More Waiahuakua Sea Cave

When I posted the photos of the Waiahuakua sea cave with the waterfall in the previous post, I didn’t know of any other published images of the falls. I usually keep my eyes open for images of Kaua’i, they show up every now and then in advertising and illustrations, but I’d never seen a picture of that one, even in books. I’m sure they exist, I just hadn’t seen them yet.

Well, it only took 2 days to find one. I was at a book store today, and just walking by a shelf, I saw it, full cover and unmistakable:


Here’s the book on Amazon. I also found a larger version of the image on the National Geographic website. It turns out that it was one of the illustrations for the April 2008 article about Na Pali that I had panned.

To be fair, Google did find two other image of the waterfall, even dating back to 1999 and 2000.
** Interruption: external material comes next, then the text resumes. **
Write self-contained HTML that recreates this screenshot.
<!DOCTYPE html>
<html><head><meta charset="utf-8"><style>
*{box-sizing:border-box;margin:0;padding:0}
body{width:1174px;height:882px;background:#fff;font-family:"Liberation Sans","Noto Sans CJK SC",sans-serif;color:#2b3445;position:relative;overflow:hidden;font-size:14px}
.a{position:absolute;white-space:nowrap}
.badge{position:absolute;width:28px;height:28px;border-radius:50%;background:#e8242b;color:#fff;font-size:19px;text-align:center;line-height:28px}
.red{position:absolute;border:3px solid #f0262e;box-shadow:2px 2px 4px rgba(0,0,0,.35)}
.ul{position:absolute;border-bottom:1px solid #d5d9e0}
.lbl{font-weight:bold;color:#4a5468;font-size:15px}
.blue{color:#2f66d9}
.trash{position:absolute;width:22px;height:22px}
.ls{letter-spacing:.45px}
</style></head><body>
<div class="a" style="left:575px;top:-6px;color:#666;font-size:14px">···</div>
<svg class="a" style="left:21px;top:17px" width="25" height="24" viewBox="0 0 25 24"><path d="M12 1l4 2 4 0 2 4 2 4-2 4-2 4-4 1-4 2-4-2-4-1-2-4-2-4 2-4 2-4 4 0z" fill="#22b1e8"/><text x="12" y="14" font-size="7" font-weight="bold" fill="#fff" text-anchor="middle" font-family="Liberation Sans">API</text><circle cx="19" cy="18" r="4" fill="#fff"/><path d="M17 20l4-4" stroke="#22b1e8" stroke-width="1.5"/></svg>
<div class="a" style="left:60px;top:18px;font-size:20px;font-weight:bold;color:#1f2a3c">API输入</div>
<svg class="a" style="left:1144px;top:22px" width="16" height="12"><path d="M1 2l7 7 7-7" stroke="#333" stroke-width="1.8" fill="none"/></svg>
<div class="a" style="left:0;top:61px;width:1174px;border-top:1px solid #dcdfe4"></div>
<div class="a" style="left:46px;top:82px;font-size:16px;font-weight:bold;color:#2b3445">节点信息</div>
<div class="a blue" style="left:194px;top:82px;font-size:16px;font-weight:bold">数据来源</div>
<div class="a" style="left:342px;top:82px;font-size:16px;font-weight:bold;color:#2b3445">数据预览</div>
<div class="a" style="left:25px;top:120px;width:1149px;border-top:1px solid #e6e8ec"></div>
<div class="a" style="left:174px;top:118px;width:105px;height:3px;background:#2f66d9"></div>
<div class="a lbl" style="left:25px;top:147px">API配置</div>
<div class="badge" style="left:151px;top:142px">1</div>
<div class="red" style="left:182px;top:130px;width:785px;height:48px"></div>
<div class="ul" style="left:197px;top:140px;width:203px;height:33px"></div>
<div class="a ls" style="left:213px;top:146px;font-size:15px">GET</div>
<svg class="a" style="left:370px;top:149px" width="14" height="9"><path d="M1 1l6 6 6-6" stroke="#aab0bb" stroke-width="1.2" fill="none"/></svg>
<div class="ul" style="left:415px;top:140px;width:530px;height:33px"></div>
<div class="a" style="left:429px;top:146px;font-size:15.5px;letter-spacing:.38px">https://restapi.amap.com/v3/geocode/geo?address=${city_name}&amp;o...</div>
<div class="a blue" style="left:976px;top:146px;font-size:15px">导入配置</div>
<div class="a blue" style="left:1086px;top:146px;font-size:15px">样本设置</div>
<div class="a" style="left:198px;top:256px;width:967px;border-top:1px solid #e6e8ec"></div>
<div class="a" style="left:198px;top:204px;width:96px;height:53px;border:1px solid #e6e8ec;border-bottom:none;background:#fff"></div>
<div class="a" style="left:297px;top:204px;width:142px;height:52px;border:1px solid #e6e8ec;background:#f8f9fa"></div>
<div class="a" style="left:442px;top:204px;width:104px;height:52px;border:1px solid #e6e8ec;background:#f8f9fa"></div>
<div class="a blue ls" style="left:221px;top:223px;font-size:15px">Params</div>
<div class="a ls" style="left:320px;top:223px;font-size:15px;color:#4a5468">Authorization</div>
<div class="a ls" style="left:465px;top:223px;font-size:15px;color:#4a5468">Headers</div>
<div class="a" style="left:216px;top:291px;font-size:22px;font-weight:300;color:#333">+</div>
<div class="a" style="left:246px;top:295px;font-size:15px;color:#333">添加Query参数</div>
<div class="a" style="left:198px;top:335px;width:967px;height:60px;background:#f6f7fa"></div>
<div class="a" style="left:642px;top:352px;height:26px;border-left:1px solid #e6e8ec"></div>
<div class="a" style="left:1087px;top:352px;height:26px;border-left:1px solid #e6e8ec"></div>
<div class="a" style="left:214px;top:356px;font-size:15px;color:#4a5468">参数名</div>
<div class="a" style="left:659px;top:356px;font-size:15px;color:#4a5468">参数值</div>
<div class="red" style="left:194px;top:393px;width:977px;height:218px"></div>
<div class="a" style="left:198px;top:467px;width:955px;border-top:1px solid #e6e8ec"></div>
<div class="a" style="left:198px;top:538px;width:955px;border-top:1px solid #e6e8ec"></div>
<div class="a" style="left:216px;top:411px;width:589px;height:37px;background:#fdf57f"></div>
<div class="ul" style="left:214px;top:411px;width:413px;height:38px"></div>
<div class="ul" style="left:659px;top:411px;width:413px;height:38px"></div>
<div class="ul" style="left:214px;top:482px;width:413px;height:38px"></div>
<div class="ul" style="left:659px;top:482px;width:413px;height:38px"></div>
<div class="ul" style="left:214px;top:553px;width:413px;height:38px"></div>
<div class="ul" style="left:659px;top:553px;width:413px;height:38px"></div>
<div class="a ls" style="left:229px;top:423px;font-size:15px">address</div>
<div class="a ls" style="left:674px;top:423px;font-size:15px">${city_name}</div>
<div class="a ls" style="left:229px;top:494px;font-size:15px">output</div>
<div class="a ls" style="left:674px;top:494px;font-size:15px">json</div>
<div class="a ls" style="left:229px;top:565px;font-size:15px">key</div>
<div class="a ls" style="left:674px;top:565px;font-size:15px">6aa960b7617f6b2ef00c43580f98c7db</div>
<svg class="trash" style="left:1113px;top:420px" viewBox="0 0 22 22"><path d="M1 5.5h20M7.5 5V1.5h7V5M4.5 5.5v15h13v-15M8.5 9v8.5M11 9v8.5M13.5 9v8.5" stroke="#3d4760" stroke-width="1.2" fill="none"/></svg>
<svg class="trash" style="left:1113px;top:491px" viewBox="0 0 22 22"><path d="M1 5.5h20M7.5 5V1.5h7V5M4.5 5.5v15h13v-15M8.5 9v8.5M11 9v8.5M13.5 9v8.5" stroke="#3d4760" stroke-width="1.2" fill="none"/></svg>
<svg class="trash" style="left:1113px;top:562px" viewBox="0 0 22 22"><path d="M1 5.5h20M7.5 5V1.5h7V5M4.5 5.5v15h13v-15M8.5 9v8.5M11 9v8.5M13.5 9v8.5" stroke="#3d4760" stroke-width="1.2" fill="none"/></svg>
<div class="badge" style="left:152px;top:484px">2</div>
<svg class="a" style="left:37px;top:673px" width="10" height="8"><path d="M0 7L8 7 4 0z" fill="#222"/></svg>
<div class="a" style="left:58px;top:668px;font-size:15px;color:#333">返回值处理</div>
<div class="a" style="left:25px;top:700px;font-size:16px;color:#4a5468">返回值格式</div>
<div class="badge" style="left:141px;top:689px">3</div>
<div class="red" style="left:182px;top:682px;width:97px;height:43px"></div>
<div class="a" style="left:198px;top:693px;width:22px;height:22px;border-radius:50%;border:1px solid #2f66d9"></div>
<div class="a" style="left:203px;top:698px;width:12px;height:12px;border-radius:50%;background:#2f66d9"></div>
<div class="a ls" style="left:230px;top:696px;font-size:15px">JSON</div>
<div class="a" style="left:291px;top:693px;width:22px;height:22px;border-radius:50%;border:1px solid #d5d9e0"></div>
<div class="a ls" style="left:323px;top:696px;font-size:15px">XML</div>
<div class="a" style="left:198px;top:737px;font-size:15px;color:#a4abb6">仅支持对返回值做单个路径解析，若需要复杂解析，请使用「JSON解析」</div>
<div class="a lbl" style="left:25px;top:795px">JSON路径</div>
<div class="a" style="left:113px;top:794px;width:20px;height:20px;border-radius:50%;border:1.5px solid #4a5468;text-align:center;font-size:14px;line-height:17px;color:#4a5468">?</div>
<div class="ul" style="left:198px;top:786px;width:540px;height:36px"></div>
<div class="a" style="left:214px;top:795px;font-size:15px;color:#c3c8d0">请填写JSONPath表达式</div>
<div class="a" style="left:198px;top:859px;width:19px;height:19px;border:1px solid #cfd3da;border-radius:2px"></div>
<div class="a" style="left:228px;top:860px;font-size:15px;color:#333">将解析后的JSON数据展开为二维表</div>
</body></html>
More interestingly, my Google image search turned up a very interesting website about sea caves. And on that page, there is a link to another page that claims the Waiahuakua is the second longest sea cave in the world (actually, Kauai has 3 of the top 11). They measure it at 352 m or 1155 ft.


But what they don’t say is that the Waiahuakua is very unique because it was created when two sea caves joined at their deepest point, forming a tunnel with two entrances. Locals call it the horseshoe cave. But when I was kayaking through it, all I could think of was “how many sea caves in the world have a waterfall coming through the roof?”

PS: cave and map entheusiasts like myself will appreciate the gallery of cave maps on sea cave website. It also has an overview map of lava tubes on the Big Island.